Chapter 8 Inheritance and Substitution

Outline

Other Material

A printer friendly copy of all slides.
A more Java-centric view of this material.

Intro OOP, Chapter 7, outline

Roadmap

In this chapter we will start to investigate the concepts of inheritance and substitution.

The intuitive and practical meanings of inheritance
The syntax used to describe inheritance and substitution
Some of the various forms of inheritance
The benefits and costs of inheritance

Intro OOP, Chapter 8, Slide 01

Abstract idea of Inheritance

We motivated the idea of inheritance with a hierarchy of categories:

hierarchy of categories

Intro OOP, Chapter 8, Slide 02

Practical Meaning of Inheritance

Data members in the parent are part of the child
Behavior defined in the parent are part of the child

Note that private aspects of the parent are part of the child, but are not accessible within the child class.

Intro OOP, Chapter 8, Slide 03

Private, Public and Protected

There are now three levels of visibility modifiers:

private: accessible only within the class definition (but memory is still found in the child class, just not accessible).
public: accessible anywhere
protected: accessible within the class definition or within the definition of child classes.

Note: Java interprets protected to mean accessible within same package

Intro OOP, Chapter 8, Slide 04

Inheritance is both Extension and Contraction

Because the behavior of a child class is strictly larger than the behavior of the parent, the child is an extension of the parent. (larger)
Because the child can override behavior to make it fit a specialized situation, the child is a contraction of the parent. (smaller)

This interplay between inheritance and overriding, extension and contraction, is what allows object-oriented systems to take very general tools and specialize them for specific projects.

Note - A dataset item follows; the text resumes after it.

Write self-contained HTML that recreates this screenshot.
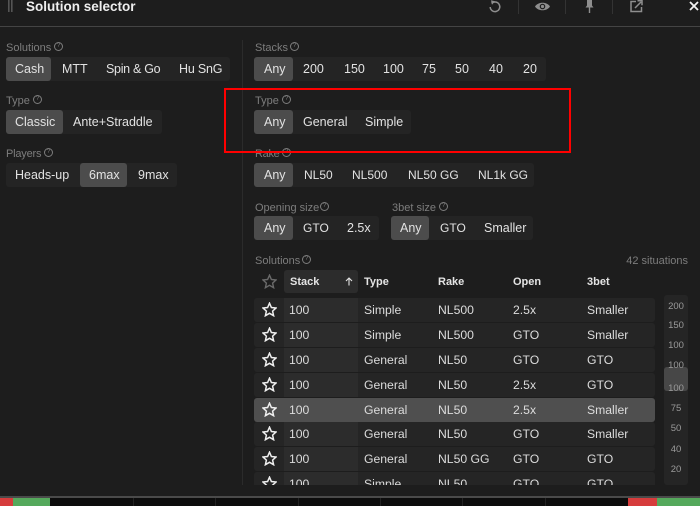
<!DOCTYPE html>
<html><head><meta charset="utf-8"><style>
html,body{margin:0;padding:0;background:#1d1d1d}
#r{position:relative;width:700px;height:506px;overflow:hidden;background:#1d1d1d;font-family:"Liberation Sans",sans-serif;color:#e2e2e2;font-size:12.5px}
#r div,#r span,#r svg{position:absolute}
.g{background:#242424;border-radius:3px;height:24px}
.a{background:#4c4c4c;border-radius:3px;height:24px}
.t{white-space:nowrap;line-height:24px;height:24px}
.l{white-space:nowrap;color:#7d7d7d;font-size:11px;line-height:14px;margin-top:1px}
.h{white-space:nowrap;color:#e4e4e4;font-weight:bold;font-size:11px;line-height:14px}
.q{width:7px;height:7px;border:1px solid #7d7d7d;border-radius:50%;color:#7d7d7d;font-size:6px;line-height:7px;text-align:center}
.row{left:254px;width:401px;height:24px;background:#252525;border-radius:3px}
.row i{position:absolute;left:30px;top:0;width:74px;height:24px;background:#2c2c2c}
.row.on{background:#4f4f4f}.row.on i{background:none}
.row span{line-height:24px;top:0;white-space:nowrap;color:#dcdcdc;font-size:12.2px}
.row svg{left:8px;top:4px}
.n{left:664px;width:24px;text-align:center;font-size:9.5px;line-height:12px;color:#9a9a9a;margin-top:2px}
.d{top:498px;width:1px;height:8px;background:#222}
.v{top:0;width:1px;height:14px;background:#333}
.s{font-size:12px}
</style></head><body><div id="r">
<svg style="left:8px;top:0" width="5" height="12"><g fill="#555"><rect x="0" y="0" width="1.6" height="12"/><rect x="3" y="0" width="1.6" height="12"/></g></svg>
<div style="left:26px;top:-1px;font-weight:bold;font-size:13.5px;line-height:15px;color:#eee;white-space:nowrap">Solution selector</div>
<div style="left:0;top:26px;width:700px;height:1px;background:#444"></div>

<svg style="left:488px;top:0" width="14" height="13" viewBox="0 0 14 13"><path d="M3.6 3.4A4.8 4.8 0 1 1 2.2 7" fill="none" stroke="#8e8e8e" stroke-width="1.5"/><path d="M3 0.2L7 1.2L4 4.8Z" fill="#8e8e8e"/></svg>
<div class="v" style="left:518px"></div>
<svg style="left:535px;top:1px" width="15" height="11" viewBox="0 0 15 11"><path d="M0 5.5C3 0.5 12 0.5 15 5.5C12 10.5 3 10.5 0 5.5Z" fill="#8e8e8e"/><circle cx="7.5" cy="5.5" r="2.8" fill="#1d1d1d"/><circle cx="7.5" cy="5.5" r="1.6" fill="#8e8e8e"/></svg>
<div class="v" style="left:565px"></div>
<svg style="left:585px;top:0" width="9" height="13" viewBox="0 0 9 13"><path d="M2 0H7V5.5L8.5 7.5H.5L2 5.5Z" fill="#8e8e8e"/><rect x="3.8" y="7" width="1.4" height="6" fill="#8e8e8e"/></svg>
<div class="v" style="left:612px"></div>
<svg style="left:630px;top:0" width="13" height="13" viewBox="0 0 13 13"><path d="M6 1.5H1V11.5H11.5V7" fill="none" stroke="#8e8e8e" stroke-width="1.5"/><path d="M5 8L11 2M7.5 .8H12V5.3" fill="none" stroke="#8e8e8e" stroke-width="1.5"/></svg>
<svg style="left:689px;top:1px" width="10" height="10" viewBox="0 0 10 10"><path d="M1 1L9 9M9 1L1 9" stroke="#f2f2f2" stroke-width="1.8"/></svg>

<div style="left:242px;top:40px;width:1px;height:445px;background:#2b2b2b"></div>

<div class="l" style="left:6px;top:40px">Solutions</div><div class="q" style="left:54px;top:42px">?</div>
<div class="g" style="left:6px;top:57px;width:224px"></div><div class="a" style="left:6px;top:57px;width:45px"></div>
<div class="t" style="left:15px;top:57px">Cash</div><div class="t" style="left:62px;top:57px">MTT</div><div class="t" style="left:106px;top:57px;letter-spacing:-.3px">Spin &amp; Go</div><div class="t" style="left:179px;top:57px;letter-spacing:-.2px">Hu SnG</div>

<div class="l" style="left:6px;top:93px">Type</div><div class="q" style="left:33px;top:95px">?</div>
<div class="g" style="left:6px;top:110px;width:156px"></div><div class="a" style="left:6px;top:110px;width:57px"></div>
<div class="t" style="left:15px;top:110px">Classic</div><div class="t" style="left:73px;top:110px">Ante+Straddle</div>

<div class="l" style="left:6px;top:146px;letter-spacing:-.2px">Players</div><div class="q" style="left:44px;top:148px">?</div>
<div class="g" style="left:6px;top:163px;width:171px"></div><div class="a" style="left:80px;top:163px;width:47px"></div>
<div class="t" style="left:15px;top:163px">Heads-up</div><div class="t" style="left:89px;top:163px">6max</div><div class="t" style="left:138px;top:163px">9max</div>

<div class="l" style="left:255px;top:40px">Stacks</div><div class="q" style="left:290px;top:42px">?</div>
<div class="g" style="left:254px;top:57px;width:292px"></div><div class="a" style="left:254px;top:57px;width:39px"></div>
<div class="t" style="left:264px;top:57px">Any</div><div class="t" style="left:303px;top:57px">200</div><div class="t" style="left:344px;top:57px">150</div><div class="t" style="left:383px;top:57px">100</div><div class="t" style="left:422px;top:57px">75</div><div class="t" style="left:455px;top:57px">50</div><div class="t" style="left:489px;top:57px">40</div><div class="t" style="left:523px;top:57px">20</div>

<div class="l" style="left:255px;top:93px">Type</div><div class="q" style="left:282px;top:95px">?</div>
<div class="g" style="left:254px;top:110px;width:157px"></div><div class="a" style="left:254px;top:110px;width:39px"></div>
<div class="t" style="left:264px;top:110px">Any</div><div class="t" style="left:303px;top:110px">General</div><div class="t" style="left:365px;top:110px">Simple</div>

<div class="l" style="left:255px;top:146px;letter-spacing:-.3px">Rake</div><div class="q" style="left:282px;top:148px">?</div>
<div class="g" style="left:254px;top:163px;width:280px"></div><div class="a" style="left:254px;top:163px;width:39px"></div>
<div class="t" style="left:264px;top:163px">Any</div><div class="t s" style="left:304px;top:163px">NL50</div><div class="t s" style="left:352px;top:163px">NL500</div><div class="t s" style="left:408px;top:163px">NL50 GG</div><div class="t s" style="left:478px;top:163px">NL1k GG</div>

<div style="left:224px;top:88px;width:343px;height:61px;border:2px solid #f00"></div>

<div class="l" style="left:255px;top:200px">Opening size</div><div class="q" style="left:320px;top:202px">?</div>
<div class="g" style="left:254px;top:216px;width:125px"></div><div class="a" style="left:254px;top:216px;width:39px"></div>
<div class="t" style="left:264px;top:216px">Any</div><div class="t s" style="left:303px;top:216px">GTO</div><div class="t" style="left:347px;top:216px">2.5x</div>

<div class="l" style="left:392px;top:200px">3bet size</div><div class="q" style="left:439px;top:202px">?</div>
<div class="g" style="left:391px;top:216px;width:142px"></div><div class="a" style="left:391px;top:216px;width:38px"></div>
<div class="t" style="left:400px;top:216px">Any</div><div class="t s" style="left:440px;top:216px">GTO</div><div class="t" style="left:484px;top:216px">Smaller</div>

<div class="l" style="left:255px;top:253px">Solutions</div><div class="q" style="left:302px;top:255px">?</div>
<div class="l" style="right:12px;top:253px">42 situations</div>

<svg style="left:262px;top:274px" width="15" height="15" viewBox="0 0 15 15"><path d="M7.5 1.2L9.4 5.5L14 6L10.6 9.1L11.6 13.7L7.5 11.3L3.4 13.7L4.4 9.1L1 6L5.6 5.5Z" fill="none" stroke="#6a6a6a" stroke-width="1.4"/></svg>
<div style="left:284px;top:270px;width:74px;height:23px;background:#2c2c2c;border-radius:3px"></div>
<div class="h" style="left:290px;top:275px">Stack</div>
<svg style="left:345px;top:277px" width="8" height="9" viewBox="0 0 8 9"><path d="M4 8.5V1M1 4L4 1L7 4" fill="none" stroke="#e4e4e4" stroke-width="1.1"/></svg>
<div class="h" style="left:364px;top:275px">Type</div><div class="h" style="left:438px;top:275px">Rake</div><div class="h" style="left:513px;top:275px">Open</div><div class="h" style="left:587px;top:275px">3bet</div>

<div style="left:0;top:295px;width:660px;height:190px;overflow:hidden">
<svg width="0" height="0" style="left:0;top:0"><defs><path id="s" d="M7.5 1.2L9.4 5.5L14 6L10.6 9.1L11.6 13.7L7.5 11.3L3.4 13.7L4.4 9.1L1 6L5.6 5.5Z"/></defs></svg>
<div class="row" style="top:3px"><i></i><svg width="15" height="15" viewBox="0 0 15 15"><use href="#s" fill="none" stroke="#f0f0f0" stroke-width="1.5"/></svg><span style="left:35px">100</span><span style="left:110px">Simple</span><span style="left:184px">NL500</span><span style="left:259px">2.5x</span><span style="left:333px">Smaller</span></div>
<div class="row" style="top:28px"><i></i><svg width="15" height="15" viewBox="0 0 15 15"><use href="#s" fill="none" stroke="#f0f0f0" stroke-width="1.5"/></svg><span style="left:35px">100</span><span style="left:110px">Simple</span><span style="left:184px">NL500</span><span style="left:259px">GTO</span><span style="left:333px">Smaller</span></div>
<div class="row" style="top:53px"><i></i><svg width="15" height="15" viewBox="0 0 15 15"><use href="#s" fill="none" stroke="#f0f0f0" stroke-width="1.5"/></svg><span style="left:35px">100</span><span style="left:110px">General</span><span style="left:184px">NL50</span><span style="left:259px">GTO</span><span style="left:333px">GTO</span></div>
<div class="row" style="top:78px"><i></i><svg width="15" height="15" viewBox="0 0 15 15"><use href="#s" fill="none" stroke="#f0f0f0" stroke-width="1.5"/></svg><span style="left:35px">100</span><span style="left:110px">General</span><span style="left:184px">NL50</span><span style="left:259px">2.5x</span><span style="left:333px">GTO</span></div>
<div class="row on" style="top:103px"><i></i><svg width="15" height="15" viewBox="0 0 15 15"><use href="#s" fill="none" stroke="#f0f0f0" stroke-width="1.5"/></svg><span style="left:35px">100</span><span style="left:110px">General</span><span style="left:184px">NL50</span><span style="left:259px">2.5x</span><span style="left:333px">Smaller</span></div>
<div class="row" style="top:127px"><i></i><svg width="15" height="15" viewBox="0 0 15 15"><use href="#s" fill="none" stroke="#f0f0f0" stroke-width="1.5"/></svg><span style="left:35px">100</span><span style="left:110px">General</span><span style="left:184px">NL50</span><span style="left:259px">GTO</span><span style="left:333px">Smaller</span></div>
<div class="row" style="top:152px"><i></i><svg width="15" height="15" viewBox="0 0 15 15"><use href="#s" fill="none" stroke="#f0f0f0" stroke-width="1.5"/></svg><span style="left:35px">100</span><span style="left:110px">General</span><span style="left:184px">NL50 GG</span><span style="left:259px">GTO</span><span style="left:333px">GTO</span></div>
<div class="row" style="top:177px"><i></i><svg width="15" height="15" viewBox="0 0 15 15"><use href="#s" fill="none" stroke="#f0f0f0" stroke-width="1.5"/></svg><span style="left:35px">100</span><span style="left:110px">Simple</span><span style="left:184px">NL50</span><span style="left:259px">GTO</span><span style="left:333px">GTO</span></div>
</div>

<div style="left:664px;top:295px;width:24px;height:190px;background:#252525;border-radius:3px"></div>
<div style="left:664px;top:367px;width:24px;height:24px;background:#474747;border-radius:3px"></div>
<div class="n" style="top:299px">200</div><div class="n" style="top:318px">150</div><div class="n" style="top:338px">100</div><div class="n" style="top:358px">100</div><div class="n" style="top:381px">100</div><div class="n" style="top:401px">75</div><div class="n" style="top:421px">50</div><div class="n" style="top:442px">40</div><div class="n" style="top:462px">20</div>

<div style="left:0;top:496px;width:700px;height:2px;background:#4a4a4a"></div>
<div style="left:0;top:498px;width:700px;height:8px;background:#0c0c0c"></div>
<div style="left:0;top:498px;width:13px;height:8px;background:#d63c3c"></div>
<div style="left:13px;top:498px;width:37px;height:8px;background:#55a95c"></div>
<div style="left:628px;top:498px;width:29px;height:8px;background:#d63c3c"></div>
<div style="left:657px;top:498px;width:43px;height:8px;background:#55a95c"></div>
<div class="d" style="left:133px"></div><div class="d" style="left:215px"></div><div class="d" style="left:298px"></div><div class="d" style="left:380px"></div><div class="d" style="left:462px"></div><div class="d" style="left:545px"></div>
</div></body></html>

This interplay is ultimately the source of a great deal of the power of OOP.

Intro OOP, Chapter 8, Slide 05

The is-a Rule

Our idealization of inheritance is captured in a simple rule-of-thumb.

Try forming the English sentences ``An A is-a B''. If it ``sounds right'' to your ear, then A can be made a subclass of B.

A dog is-a mammal, and therefore a dog inherits from mammal

A car is-a engine sounds wrong, and therefore inheritance is not natual. but a car has-a engine.

Intro OOP, Chapter 8, Slide 06

Reuse of Code, Reuse of Concept

Why do we use inheritance? Basically there are two major motivations:

Reuse of code. Methods defined in the parent can be made available to the child without rewriting. Makes it easy to create new abstractions.
Reuse of concept. Methods described in the parent can be redefined and overridden in the child. Although no code is shared between parent and child, the concept embodied in the definition is shared.

An example of the latter from the case study in chapter 7, all graphical objects know how to draw.

Intro OOP, Chapter 8, Slide 07

Syntax for Inheritance

Languages use a variety of different syntax to indicate inheritance:

class Wall : public GraphicalObject  -- c++

class Wall extends GraphicalObject -- Java

class Wall : GraphicalObject -- C#

(defclass Wall (GraphicalObject) () ) -- CLOS

type Wall = object (GraphicalObject) -- Object Pascal

class Wall < GraphicalObject -- Ruby

Intro OOP, Chapter 8, Slide 08

Trees vs Forests

There are two common views of class hierarchies:

All classes are part of a single large class hierarchy. Thus, there is one class that is the original ancestor of all other classes.
Smalltalk, Java and Delphi Pascal do this.
Classes are only placed in hierarchies if they have a relationship - results in a forest of many small hierarchies, but no single ancestor.
C++, Objective-C, and Apple Object Pascal do this.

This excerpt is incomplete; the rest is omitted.